Earlier this week, Apple took the wraps off its new TV app that will be used to support the Apple Channels and Apple TV+ services launching later this year. While it was a given that the new app will be coming out for iOS and tvOS devices, Apple had one more surprise up its sleeve: It’s bringing the new TV interface, and possibly at least some of its services, to its nine-year-old third-generation set-top box as well.
The new TV app will be coming in iOS 12.3 and tvOS 12.3, and users with access to the betas released yesterday can try the new app now, but Apple has also added a new beta Apple TV Software Update 7.3 for its almost-forgotten third-generation Apple TV to bring the TV app to the older set-top box.
For those who may not remember life before tvOS, before Apple released the fourth-generation Apple TV in 2015 — the device now known as Apple TV HD — the set-top box was a much different device. Rather than an open, app-based operating system, the first three generations of Apple TV were monolithic devices with more limited user interfaces that only gained new channels when Apple pushed out “Apple TV Software Updates.”
Most of these older Apple TV models have been abandoned completely by Apple — the second-generation Apple TV was declared “obsolete” two years ago, and the third-generation Apple TV received its last minor software update — version 7.2.2 — in January 2016, back when iOS 10 and the iPhone 6s were considered bleeding edge. So needless to say, it’s quite a surprise to see Apple releasing another update for the legacy set-top box over three years later.
In fact, even with the new Apple TV Software Update, the third-generation Apple TV remains so old that even the feature to automatically set it up using an iPhone or iPad no longer works with iOS 12 — you’ll instead need to pair a Bluetooth keyboard or peck out your Wi-Fi password with the old-school Apple Remote.
Despite the availability of the older TV app in other countries, the new third-generation Apple TV version requires that the region of the box be set to United States, making us wonder if Apple’s initial rollout of Channels and Apple TV+ will in fact be U.S. only, or if this is simply a limitation in the beta version right now. The TV app also hasn’t yet replaced the separate Movies and TV Shows apps on the home screen, although the tighter integration with iTunes suggests that this should eventually happen as well.
Otherwise, however, the TV app follows the same basic layout as its new tvOS counterpart, morphed into the older Apple TV UI. A menu bar at the top begins with the new Watch Now section, with separate entries to browse Movies, TV Shows, the users’ own cloud Library, or search for content.

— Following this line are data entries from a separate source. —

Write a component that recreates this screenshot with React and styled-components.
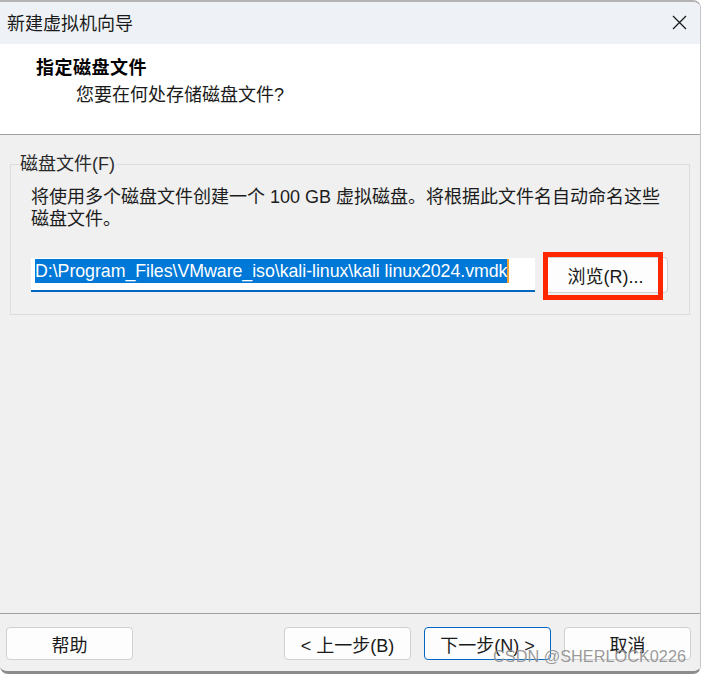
import React from 'react'
import styled, {createGlobalStyle} from 'styled-components'

const GlobalStyle = createGlobalStyle`
  html, body {
    margin: 0;
    padding: 0;
    background: #ffffff;
  }
  * {
    box-sizing: border-box;
  }
`

const Window = styled.div`
  width: 701px;
  height: 674px;
  display: flex;
  flex-direction: column;
  border-top: 2px solid #b4b4b4;
  border-right: 1px solid #c4c4c4;
  border-bottom: 3px solid #8c8c8c;
  border-radius: 0 8px 8px 8px;
  overflow: hidden;
  font-family: "Liberation Sans", "Noto Sans CJK SC", sans-serif;
  color: #1c1c1c;
`

const TitleBar = styled.div`
  height: 42px;
  flex-shrink: 0;
  display: flex;
  align-items: center;
  justify-content: space-between;
  padding: 0 13px 2px 7px;
  background: #eef2f6;
  font-family: "Noto Sans CJK SC", sans-serif;
  font-size: 18px;
  color: #1a1a1a;
`

const Header = styled.div`
  height: 91px;
  flex-shrink: 0;
  background: #ffffff;
  border-bottom: 1px solid #a0a0a0;
  padding: 10px 0 0 36px;
`

const Heading = styled.div`
  font-family: "Noto Sans CJK SC", sans-serif;
  font-weight: 700;
  font-size: 18px;
  line-height: 24px;
  letter-spacing: 0.5px;
  color: #000;
`

const SubHeading = styled.div`
  margin: 5px 0 0 40px;
  font-size: 18px;
  line-height: 24px;
  color: #1a1a1a;
`

const Body = styled.div`
  flex: 1;
  background: #f0f0f0;
  padding: 18px 10px 0 10px;
`

const Group = styled.fieldset`
  margin: 0;
  padding: 0 20px 21px 20px;
  border: 1px solid #dcdcdc;
  min-width: 0;
`

const Legend = styled.legend`
  margin-left: -12px;
  padding: 0 1px;
  font-size: 18px;
  line-height: 22px;
  color: #2a2a2a;
`

const Description = styled.p`
  margin: 11px 0 0 0;
  font-size: 18px;
  line-height: 22px;
  color: #1c1c1c;
`

const PathRow = styled.div`
  display: flex;
  align-items: flex-start;
  gap: 8px;
  margin-top: 28px;
`

const PathInput = styled.div`
  width: 504px;
  height: 34px;
  padding: 1px 0 0 4px;
  background: #ffffff;
  border-bottom: 2px solid #0067c0;
  font-size: 17.8px;
  line-height: 24px;
  white-space: nowrap;
  overflow: hidden;
`

const Selected = styled.span`
  display: inline-block;
  background: #0078d7;
  color: #ffffff;
  letter-spacing: -0.05px;
  border-right: 2px solid #f0a030;
`

const BrowseWrap = styled.div`
  position: relative;
  margin-top: -1px;
`

const Button = styled.button`
  width: ${p => p.$width || 127}px;
  height: ${p => p.$height || 33}px;
  padding: 0;
  background: #fdfdfd;
  border: 1px solid ${p => (p.$primary ? '#0067c0' : '#d0d0d0')};
  border-radius: 4px;
  font-family: "Liberation Sans", "Noto Sans CJK SC", sans-serif;
  font-size: 18px;
  color: #1a1a1a;
  display: flex;
  align-items: center;
  justify-content: center;
`

const Highlight = styled.div`
  position: absolute;
  left: 0;
  top: -5px;
  width: 120px;
  height: 48px;
  border: 5px solid #ff2600;
  pointer-events: none;
`

const Footer = styled.div`
  height: 58px;
  flex-shrink: 0;
  position: relative;
  display: flex;
  align-items: flex-start;
  padding: 13px 9px 0 6px;
  background: #f0f0f0;
  border-top: 1px solid #a0a0a0;
`

const Nav = styled.div`
  margin-left: auto;
  display: flex;
  gap: 13px;
`

const Watermark = styled.div`
  position: absolute;
  right: 14px;
  top: 33px;
  font-family: "Liberation Sans", sans-serif;
  font-size: 16.3px;
  color: rgba(120, 120, 120, 0.75);
  text-shadow: 0 0 1px rgba(255, 255, 255, 0.6);
  pointer-events: none;
`

function CloseIcon() {
  return (
    <svg width="15" height="15" viewBox="0 0 15 15">
      <path d="M1 1 L14 14 M14 1 L1 14" stroke="#1a1a1a" strokeWidth="1.3" fill="none" />
    </svg>
  )
}

export default function App() {
  return (
    <>
      <GlobalStyle />
      <Window>
        <TitleBar>
          <span>新建虚拟机向导</span>
          <CloseIcon />
        </TitleBar>
        <Header>
          <Heading>指定磁盘文件</Heading>
          <SubHeading>您要在何处存储磁盘文件?</SubHeading>
        </Header>
        <Body>
          <Group>
            <Legend>磁盘文件(F)</Legend>
            <Description>
              将使用多个磁盘文件创建一个 100 GB 虚拟磁盘。将根据此文件名自动命名这些磁盘文件。
            </Description>
            <PathRow>
              <PathInput>
                <Selected>D:\Program_Files\VMware_iso\kali-linux\kali linux2024.vmdk</Selected>
              </PathInput>
              <BrowseWrap>
                <Button $width={125} $height={36}>浏览(R)...</Button>
                <Highlight />
              </BrowseWrap>
            </PathRow>
          </Group>
        </Body>
        <Footer>
          <Button>帮助</Button>
          <Nav>
            <Button>&lt; 上一步(B)</Button>
            <Button $primary>下一步(N) &gt;</Button>
            <Button>取消</Button>
          </Nav>
          <Watermark>CSDN @SHERLOCK0226</Watermark>
        </Footer>
      </Window>
    </>
  )
}
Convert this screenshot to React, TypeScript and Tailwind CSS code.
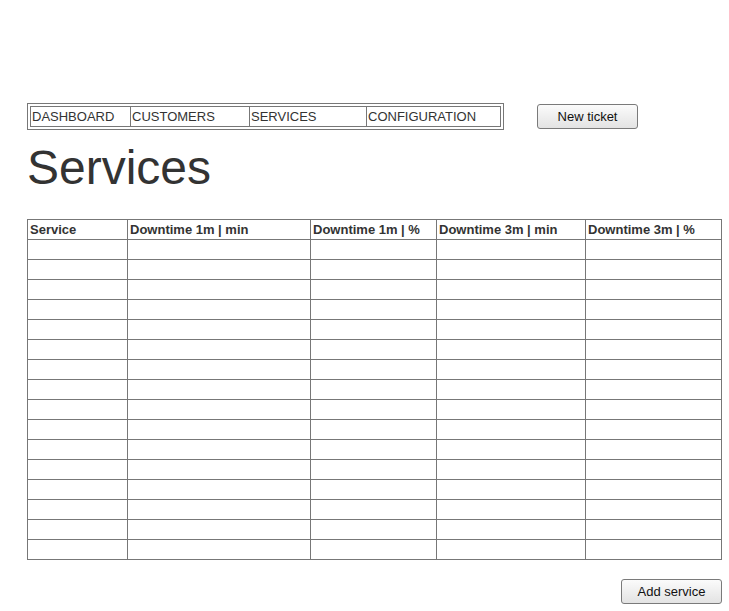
const navItems = [
  { label: "DASHBOARD", w: "w-[100px]" },
  { label: "CUSTOMERS", w: "w-[119px]" },
  { label: "SERVICES", w: "w-[117px]" },
  { label: "CONFIGURATION", w: "w-[134px]" },
];

const columns = [
  { label: "Service", w: "w-[100px]" },
  { label: "Downtime 1m | min", w: "w-[183px]" },
  { label: "Downtime 1m | %", w: "w-[126px]" },
  { label: "Downtime 3m | min", w: "w-[149px]" },
  { label: "Downtime 3m | %", w: "w-[136px]" },
];

const rows = Array.from({ length: 16 }, (_, i) => i);

function Button({ children }: { children: React.ReactNode }) {
  return (
    <button className="h-[25px] w-[101px] rounded-[3px] border border-[#7a7a7a] bg-gradient-to-b from-[#fbfbfb] to-[#e3e3e3] text-[13px] leading-none text-[#111]">
      {children}
    </button>
  );
}

export default function App() {
  return (
    <div className="min-h-[611px] bg-white pl-[27px] pt-[103px] font-['Liberation_Sans',Arial,sans-serif] text-[#333]">
      <div className="flex items-start">
        <nav className="border border-[#777] p-[2px]">
          <div className="flex border-y border-l border-[#777]">
            {navItems.map((n) => (
              <div
                key={n.label}
                className={`${n.w} h-[19px] border-r border-[#777] pl-[1px] text-[13px] leading-[19px]`}
              >
                {n.label}
              </div>
            ))}
          </div>
        </nav>
        <div className="ml-[33px] mt-[1px]">
          <Button>New ticket</Button>
        </div>
      </div>

      <h1 className="mt-[14px] text-[48px] leading-[48px] font-normal text-[#333]">Services</h1>

      <div className="mt-[27px] w-[695px]">
        <div className="border-l border-t border-[#777]">
          <div className="flex">
            {columns.map((c) => (
              <div
                key={c.label}
                className={`${c.w} h-[20px] border-b border-r border-[#777] pl-[2px] text-[13px] font-bold leading-[19px] text-[#333]`}
              >
                {c.label}
              </div>
            ))}
          </div>
          {rows.map((r) => (
            <div key={r} className="flex">
              {columns.map((c) => (
                <div key={c.label} className={`${c.w} h-[20px] border-b border-r border-[#777]`} />
              ))}
            </div>
          ))}
        </div>
        <div className="mt-[19px] flex justify-end">
          <Button>Add service</Button>
        </div>
      </div>
    </div>
  );
}
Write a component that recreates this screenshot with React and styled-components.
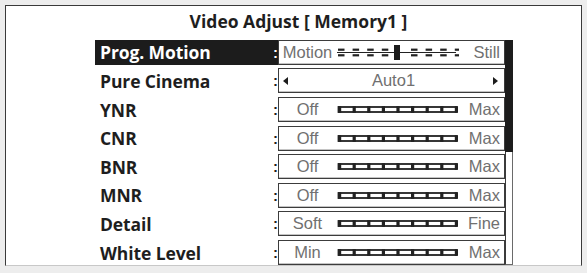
import React from 'react';
import styled, { createGlobalStyle } from 'styled-components';

const GlobalStyle = createGlobalStyle`
  html, body {
    margin: 0;
    padding: 0;
    background: #ffffff;
  }
`;

const Page = styled.div`
  width: 587px;
  height: 273px;
  background: #ededed;
  box-sizing: border-box;
  padding: 5px 5px 0 5px;
`;

const Frame = styled.div`
  height: 261px;
  background: #ffffff;
  border: 1px solid #3a3a3a;
  border-bottom-color: #c8c8c8;
  box-sizing: border-box;
  display: flex;
  flex-direction: column;
`;

const Title = styled.div`
  font-family: 'Open Sans', 'Noto Sans', sans-serif;
  font-weight: 700;
  font-size: 17.5px;
  line-height: 22px;
  color: #1e1e1e;
  text-align: center;
  padding-top: 4px;
  height: 28px;
  margin-left: 10px;
`;

const Body = styled.div`
  display: flex;
  padding-left: 89px;
  margin-top: 4px;
`;

const List = styled.div`
  display: flex;
  flex-direction: column;
  gap: 3.6px;
`;

const Row = styled.div`
  display: flex;
  height: 25px;
  align-items: stretch;
`;

const Label = styled.div`
  width: 178px;
  box-sizing: border-box;
  padding-left: 5px;
  display: flex;
  align-items: center;
  font-family: 'Open Sans', 'Noto Sans', sans-serif;
  font-weight: 700;
  font-size: 17.5px;
  letter-spacing: -0.1px;
  color: ${p => (p.$active ? '#ffffff' : '#1e1e1e')};
  background: ${p => (p.$active ? '#1c1c1c' : 'transparent')};
`;

const Colon = styled.div`
  width: 5px;
  display: flex;
  align-items: center;
  font-family: 'Liberation Sans', sans-serif;
  font-weight: 700;
  font-size: 15px;
  color: ${p => (p.$active ? '#ffffff' : '#1e1e1e')};
  background: ${p => (p.$active ? '#1c1c1c' : 'transparent')};
`;

const ValueBox = styled.div`
  width: 227px;
  box-sizing: border-box;
  border: 1px solid #3c3c3c;
  box-shadow: inset 0 -1px 0 #c4c4c4;
  display: grid;
  grid-template-columns: 58px 122px 1fr;
  align-items: center;
  font-family: 'Liberation Sans', sans-serif;
  font-size: 16.5px;
  color: #707070;
`;

const MinText = styled.span`
  text-align: center;
  margin-left: -1px;
`;

const MaxText = styled.span`
  text-align: right;
  padding-right: 4px;
`;

const SelectBox = styled(ValueBox)`
  display: flex;
  justify-content: space-between;
  padding: 0 6px 0 4px;
`;

const Arrow = styled.span`
  width: 0;
  height: 0;
  border-top: 4px solid transparent;
  border-bottom: 4px solid transparent;
  ${p => (p.$dir === 'left'
    ? 'border-right: 5px solid #1c1c1c;'
    : 'border-left: 5px solid #1c1c1c;')}
`;

const SelectText = styled.span`
  margin-left: 6px;
`;

const Scrollbar = styled.div`
  width: 8px;
  box-sizing: border-box;
  border: 1px solid #6a6a6a;
  border-left-color: #3a3a3a;
  display: flex;
  flex-direction: column;
`;

const Thumb = styled.div`
  height: 112px;
  background: #1c1c1c;
  margin: -1px -1px 0 -1px;
`;

function Track() {
  const ticks = [];
  for (let i = 0; i < 9; i++) {
    ticks.push(1 + i * 14.6);
  }
  return (
    <svg width="122" height="11" viewBox="0 0 122 11">
      <rect x="1.5" y="3" width="118" height="5" fill="#fff" stroke="#222" strokeWidth="1.8" />
      {ticks.map((x, i) => (
        <rect key={i} x={x} y="2.2" width="3.2" height="6.6" fill="#222" />
      ))}
    </svg>
  );
}

function DashedTrack() {
  const dashes = [];
  for (let i = 0; i < 9; i++) {
    if (i === 4) continue;
    dashes.push(1 + i * 14.6);
  }
  return (
    <svg width="122" height="17" viewBox="0 0 122 17">
      <line x1="0" y1="8.5" x2="119" y2="8.5" stroke="#222" strokeWidth="1.2" />
      {dashes.map((x, i) => (
        <g key={i}>
          <rect x={x} y="4.6" width="6.5" height="2.2" fill="#222" />
          <rect x={x} y="10.2" width="6.5" height="2.2" fill="#222" />
        </g>
      ))}
      <rect x="57" y="1" width="6" height="15" fill="#1c1c1c" />
    </svg>
  );
}

const rows = [
  { label: 'Prog. Motion', min: 'Motion', max: 'Still', active: true, dashed: true },
  { label: 'Pure Cinema', select: 'Auto1' },
  { label: 'YNR', min: 'Off', max: 'Max' },
  { label: 'CNR', min: 'Off', max: 'Max' },
  { label: 'BNR', min: 'Off', max: 'Max' },
  { label: 'MNR', min: 'Off', max: 'Max' },
  { label: 'Detail', min: 'Soft', max: 'Fine' },
  { label: 'White Level', min: 'Min', max: 'Max' },
];

export default function App() {
  return (
    <>
      <GlobalStyle />
      <Page>
        <Frame>
          <Title>Video Adjust [ Memory1 ]</Title>
          <Body>
            <List>
              {rows.map(r => (
                <Row key={r.label}>
                  <Label $active={r.active}>{r.label}</Label>
                  <Colon $active={r.active}>:</Colon>
                  {r.select ? (
                    <SelectBox>
                      <Arrow $dir="left" />
                      <SelectText>{r.select}</SelectText>
                      <Arrow $dir="right" />
                    </SelectBox>
                  ) : (
                    <ValueBox>
                      <MinText>{r.min}</MinText>
                      {r.dashed ? <DashedTrack /> : <Track />}
                      <MaxText>{r.max}</MaxText>
                    </ValueBox>
                  )}
                </Row>
              ))}
            </List>
            <Scrollbar>
              <Thumb />
            </Scrollbar>
          </Body>
        </Frame>
      </Page>
    </>
  );
}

The Watch Now page includes options to “Explore Channels on Apple TV,” which basically takes the user to a page for subscribing to third-party content, indicating that Apple Channels will be fully supported on older Apple TV as well.
The Library section allows users to sign into their iTunes Store account to access any content they’ve purchased from the iTunes Store, although this is basically laid out in the same way as in the standalone Movies and TV Shows apps, merely centralized in one place. Users looking to access a home iTunes library will still need to turn to the legacy (and unchanged) Computers app.
For the most part, however, it’s a very positive step to see Apple embracing users of its older set-top box for its new services, and further evidence that the company realizes that it’s going to have to provide as many options as possible to attract users to Apple TV+ when it launches later this year. While Apple no longer sells the third-generation Apple TV, it was such a low-cost device that even users who upgraded to the newer Apple TV or moved onto other platforms such as Roku are likely to still have one sitting around, and may be encouraged to dust it off and hook it back up to watch Apple’s fall lineup.